Но в том и состоит преимущество свободы языковой игры, что, не имея никаких сцеплений с материальным миром, она никак не зависит от господствующих обстоятельств. Будучи целиком и откровенно иллюзорной, она фактически отрицает реальность насилия и насильников:
Гуревич. Ведь. . . их же, в сущности, нет. . . Мы же психи эти, фантасмагории в белом, являются нам временами. . . Тошнит конечно, но что же делать? Ну, являются. . . ну, исчезают. . . ставят из себя полнокровных жизнелюбцев. . .

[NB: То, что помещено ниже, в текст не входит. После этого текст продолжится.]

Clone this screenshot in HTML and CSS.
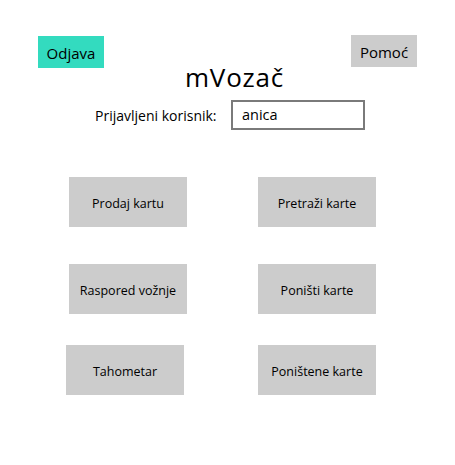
FILE: index.html
```html
<!DOCTYPE html>
<html>
<head>
<meta charset="utf-8">
<link rel="stylesheet" href="styles.css">
</head>
<body>
<div class="window">
  <div class="top">
    <div class="btn btn-odjava">Odjava</div>
    <div class="title">mVozač</div>
    <div class="btn btn-pomoc">Pomoć</div>
  </div>
  <div class="user-row">
    <span class="user-label">Prijavljeni korisnik:</span>
    <div class="user-box">anica</div>
  </div>
  <div class="menu">
    <div class="menu-row row1">
      <div class="tile">Prodaj kartu</div>
      <div class="tile">Pretraži karte</div>
    </div>
    <div class="menu-row row2">
      <div class="tile">Raspored vožnje</div>
      <div class="tile">Poništi karte</div>
    </div>
    <div class="menu-row row3">
      <div class="tile tile-shift">Tahometar</div>
      <div class="tile">Poništene karte</div>
    </div>
  </div>
</div>
</body>
</html>
```
FILE: styles.css
```css
html, body {
  margin: 0;
  padding: 0;
  background: #ffffff;
}
body {
  font-family: "Open Sans", "Noto Sans", sans-serif;
  color: #000;
  width: 455px;
  height: 465px;
}
.window {
  display: flex;
  flex-direction: column;
}
.top {
  display: flex;
  align-items: flex-start;
  padding: 35px 38px 0 38px;
  height: 62px;
  box-sizing: border-box;
}
.btn {
  width: 66px;
  height: 32px;
  display: flex;
  align-items: center;
  justify-content: center;
  font-size: 15px;
  padding-top: 1px;
  box-sizing: border-box;
}
.btn-odjava {
  background: #33dbbf;
  margin-top: 1px;
}
.btn-pomoc {
  background: #cccccc;
  margin-left: auto;
}
.title {
  font-size: 26px;
  line-height: 34px;
  letter-spacing: 0.8px;
  margin-left: 81px;
  margin-top: 25px;
  white-space: nowrap;
}
.user-row {
  display: flex;
  align-items: center;
  margin-top: 38px;
  padding-left: 95px;
  height: 30px;
}
.user-label {
  font-size: 14px;
  width: 136px;
  padding-top: 1px;
  white-space: nowrap;
}
.user-box {
  width: 134px;
  height: 30px;
  box-sizing: border-box;
  border: 2px solid #7a7a7a;
  font-size: 14.5px;
  line-height: 26px;
  padding-left: 9px;
}
.menu {
  display: flex;
  flex-direction: column;
  padding-left: 69px;
}
.menu-row {
  display: flex;
  gap: 71px;
}
.row1 { margin-top: 47px; }
.row2 { margin-top: 37px; }
.row3 { margin-top: 31px; }
.tile {
  width: 118px;
  height: 50px;
  background: #cccccc;
  display: flex;
  align-items: center;
  justify-content: center;
  font-size: 12.5px;
  padding-top: 2px;
  box-sizing: border-box;
  white-space: nowrap;
}
.tile-shift {
  margin-left: -3px;
  margin-right: 3px;
}
```
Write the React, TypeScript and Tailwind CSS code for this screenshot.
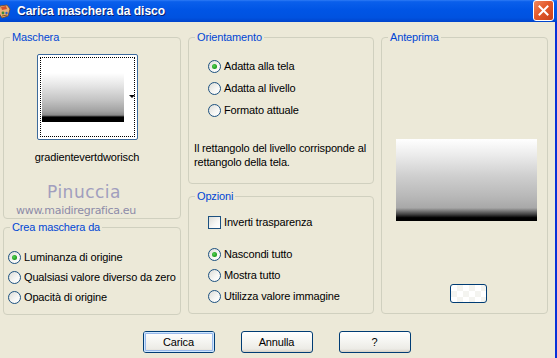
import React from "react";

const Radio = ({ checked }: { checked?: boolean }) => (
  <span className="relative w-[13px] h-[13px] rounded-full border border-[#1C5180] bg-[linear-gradient(135deg,#DCDCD7_0%,#F7F7F5_60%,#FFFFFF_100%)] shrink-0 flex items-center justify-center">
    {checked && (
      <span className="w-[5px] h-[5px] rounded-full bg-[radial-gradient(circle_at_40%_40%,#55D155_0%,#21A121_60%,#1A851A_100%)]" />
    )}
  </span>
);

const RadioRow = ({ label, checked }: { label: string; checked?: boolean }) => (
  <div className="flex items-center gap-[3px] h-[13px] whitespace-nowrap">
    <Radio checked={checked} />
    <span className="leading-[13px]">{label}</span>
  </div>
);

const Group = ({
  title,
  className,
  children,
}: {
  title: string;
  className: string;
  children?: React.ReactNode;
}) => (
  <div className={"relative border border-[#D0D0BF] rounded-[4px] " + className}>
    <span className="absolute -top-[8px] left-[6px] px-[2px] bg-[#ECE9D8] text-[#0046D5] leading-[14px] whitespace-nowrap">
      {title}
    </span>
    {children}
  </div>
);

const XPButton = ({ label, def }: { label: string; def?: boolean }) => (
  <div className="w-[72px] h-[22px] rounded-[3px] border border-[#003C74] bg-[linear-gradient(to_bottom,#FFFFFF_0%,#F4F4F0_50%,#ECEBE6_85%,#D6D0C5_100%)] flex items-center justify-center">
    <div
      className={
        "w-full h-full rounded-[2px] flex items-center justify-center " +
        (def ? "shadow-[inset_0_0_0_1px_#CEE7FF,inset_0_0_0_2px_#98B8EA]" : "")
      }
    >
      {label}
    </div>
  </div>
);

export default function App() {
  return (
    <div className="w-[557px] h-[358px] bg-[#ECE9D8] flex flex-col overflow-hidden font-['Liberation_Sans',Arial,sans-serif] text-[11px] tracking-[-0.15px] text-black">
      {/* Title bar */}
      <div className="h-[22px] shrink-0 flex items-center bg-[linear-gradient(to_bottom,#2E7BF5_0%,#0A5FEB_8%,#0055E5_45%,#0052E0_80%,#0044CC_100%)] relative">
        <svg width="14" height="16" viewBox="0 0 14 16" className="ml-[-2px] mt-[1px]">
          <path d="M2 2 L9 1 L12 5 L10 12 L4 14 L1 9 Z" fill="#E8B27A" stroke="#7A4A1E" strokeWidth="0.8" />
          <path d="M3 3 L8 2 L9 5 L4 6 Z" fill="#D2502A" />
          <circle cx="5" cy="9" r="1.4" fill="#3A8A3A" />
          <circle cx="8.5" cy="9" r="1.2" fill="#2C62C9" />
          <path d="M4 12 L9 11" stroke="#7A4A1E" strokeWidth="0.9" />
        </svg>
        <span className="ml-[5px] text-white font-bold text-[12px] tracking-[0px] font-['Liberation_Sans',sans-serif] [text-shadow:1px_1px_0_#0A1F6E]">
          Carica maschera da disco
        </span>
        <div className="absolute right-[3px] top-[0px] w-[21px] h-[21px] rounded-[3px] border border-white bg-[linear-gradient(135deg,#F08860_0%,#E35A2B_45%,#C8401A_100%)] flex items-center justify-center">
          <svg width="11" height="11" viewBox="0 0 11 11">
            <path d="M1.5 1.5 L9.5 9.5 M9.5 1.5 L1.5 9.5" stroke="white" strokeWidth="2" strokeLinecap="square" />
          </svg>
        </div>
      </div>

      <div className="flex flex-1">
        <div className="flex-1 flex flex-col">
          <div className="flex pl-[3px] pt-[15px] gap-[7px]">
            {/* Left column */}
            <div className="w-[178px] flex flex-col gap-[8px]">
              <Group title="Maschera" className="h-[182px]">
                <div className="ml-[31px] mt-[16px] w-[104px] flex flex-col items-center">
                  <div className="relative w-[101px] h-[86px] rounded-[2px] border border-[#3C6A9C] bg-white p-[2px]">
                    <div className="w-full h-full border border-dotted border-black flex pl-[1px] pt-[15px]">
                      <div className="w-[82px] h-[49px] bg-[linear-gradient(to_bottom,#FFFFFF_0%,#E6E6E6_25%,#C4C4C4_55%,#A2A2A2_78%,#8A8A8A_86%,#000000_90%,#000000_100%)]" />
                    </div>
                    <svg width="6" height="4" viewBox="0 0 6 4" className="absolute right-[2px] top-[40px]">
                      <path d="M0 0 L6 0 L3 3 Z" fill="black" />
                    </svg>
                  </div>
                  <div className="mt-[11px] leading-[13px] whitespace-nowrap">gradientevertdworisch</div>
                </div>
                <div className="mt-[20px] flex flex-col items-start ml-[12px]">
                  <div className="text-[#A19EBE] text-[17px] leading-[17px] font-['DejaVu_Sans',sans-serif] tracking-[0.5px] ml-[31px]">
                    Pinuccia
                  </div>
                  <div className="text-[#8D8BA8] text-[11px] leading-[12px] mt-[4px] font-['DejaVu_Sans',sans-serif] tracking-[-0.3px] whitespace-nowrap">
                    www.maidiregrafica.eu
                  </div>
                </div>
              </Group>
              <Group title="Crea maschera da" className="h-[88px]">
                <div className="flex flex-col gap-[7px] pl-[4px] pt-[23px]">
                  <RadioRow label="Luminanza di origine" checked />
                  <RadioRow label="Qualsiasi valore diverso da zero" />
                  <RadioRow label="Opacità di origine" />
                </div>
              </Group>
            </div>

            {/* Middle column */}
            <div className="w-[186px] flex flex-col gap-[12px]">
              <Group title="Orientamento" className="h-[147px]">
                <div className="flex flex-col gap-[9px] pl-[19px] pt-[22px]">
                  <RadioRow label="Adatta alla tela" checked />
                  <RadioRow label="Adatta al livello" />
                  <RadioRow label="Formato attuale" />
                </div>
                <div className="pl-[5px] mt-[24px] leading-[14px] whitespace-nowrap">
                  Il rettangolo del livello corrisponde al
                  <br />
                  rettangolo della tela.
                </div>
              </Group>
              <Group title="Opzioni" className="h-[118px]">
                <div className="flex flex-col pl-[19px] pt-[19px]">
                  <div className="flex items-center gap-[3px] h-[13px]">
                    <span className="w-[13px] h-[13px] border border-[#1C5180] bg-[linear-gradient(135deg,#DCDCD7_0%,#F7F7F5_60%,#FFFFFF_100%)] shrink-0" />
                    <span className="leading-[13px]">Inverti trasparenza</span>
                  </div>
                  <div className="flex flex-col gap-[8px] mt-[19px]">
                    <RadioRow label="Nascondi tutto" checked />
                    <RadioRow label="Mostra tutto" />
                    <RadioRow label="Utilizza valore immagine" />
                  </div>
                </div>
              </Group>
            </div>

            {/* Right column */}
            <Group title="Anteprima" className="w-[167px] h-[277px] flex flex-col">
              <div className="ml-[14px] mt-[101px] w-[141px] h-[82px] bg-[linear-gradient(to_bottom,#FFFFFF_0%,#EBEBEB_20%,#CFCFCF_45%,#B8B8B8_70%,#A8A8A8_84%,#404040_92%,#000000_96%,#000000_100%)]" />
              <div className="ml-[68px] mt-[63px] w-[37px] h-[19px] rounded-[3px] border border-[#003C74] bg-[repeating-conic-gradient(#F4F4F0_0%_25%,#FFFFFF_0%_50%)] bg-[length:12px_12px]" />
            </Group>
          </div>

          {/* Buttons */}
          <div className="flex justify-center gap-[26px] mt-[16px] pr-[2px]">
            <XPButton label="Carica" def />
            <XPButton label="Annulla" />
            <XPButton label="?" />
          </div>
        </div>
        <div className="w-[2px] bg-[#0831D9]" />
      </div>
    </div>
  );
}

Прохоров. Верно, верно, и Боря с Тамарочкой хохочут и обжимаются, чтоб нас уверить в своей всамделишности. . . что они вовсе не наши химеры и бреды, - взаправдашние. . .
Правда, до появления Гуревича словесные импровизации Прохорова, в сущности, умножают насилие - пусть и комически, но он издевается над беспомощным Михалычем за то, что тот "изменил Родине с помыслом и намерением. Короче, не пьет и не курит". Гуревич не пытается никого подчинить своей способности творить словесные миры, он приносит с собой чисто утопический "умысел": "Да, умысел был: разобщенных - сблизить. Злобствующих - умиротворить, приобщить их к маленькой радости. . . внести рассвет в сумерки этих душ, зарешеченных здесь до конца дней. . . " И ему это удается: пир, разворачивающийся в палате вокруг бутыли с метиловым спиртом, это действительно момент родства душ и всеобщей карнавальной свободы, где все подвергается веселому сомнению. Но логическим итогом этого освобождения может стать только гибель всех участников пира. Недаром Гуревич обещает "взорвать" психушку вместе со всеми ее палачами. Если насилие и насильники - всего лишь химера, бред свободного сознания, то "взорвать" эту химеру можно лишь вместе с самим сознанием, что и происходит. Но финал пьесы вовсе не выглядит как торжество свободы над "химерами": ослепшего от метила, но еще живого Гуревича топчет ногами Боренька-мордоворот. Гуревич уже не видит "химеры", но это не спасает его от бойни и не избавляет от боли. Утопия свободного сознания, требующая для своего осуществления "полной гибели всерьез", не отменяет реальности душегубства и надругательства над человеком:
Занавес уже закрыт, и можно, в сущности, расходиться. Но там - по ту сторону занавеса - продолжается все то же, и без милосердия. Рык Гуревича становится все смертельнее. . . Никаких аплодисментов.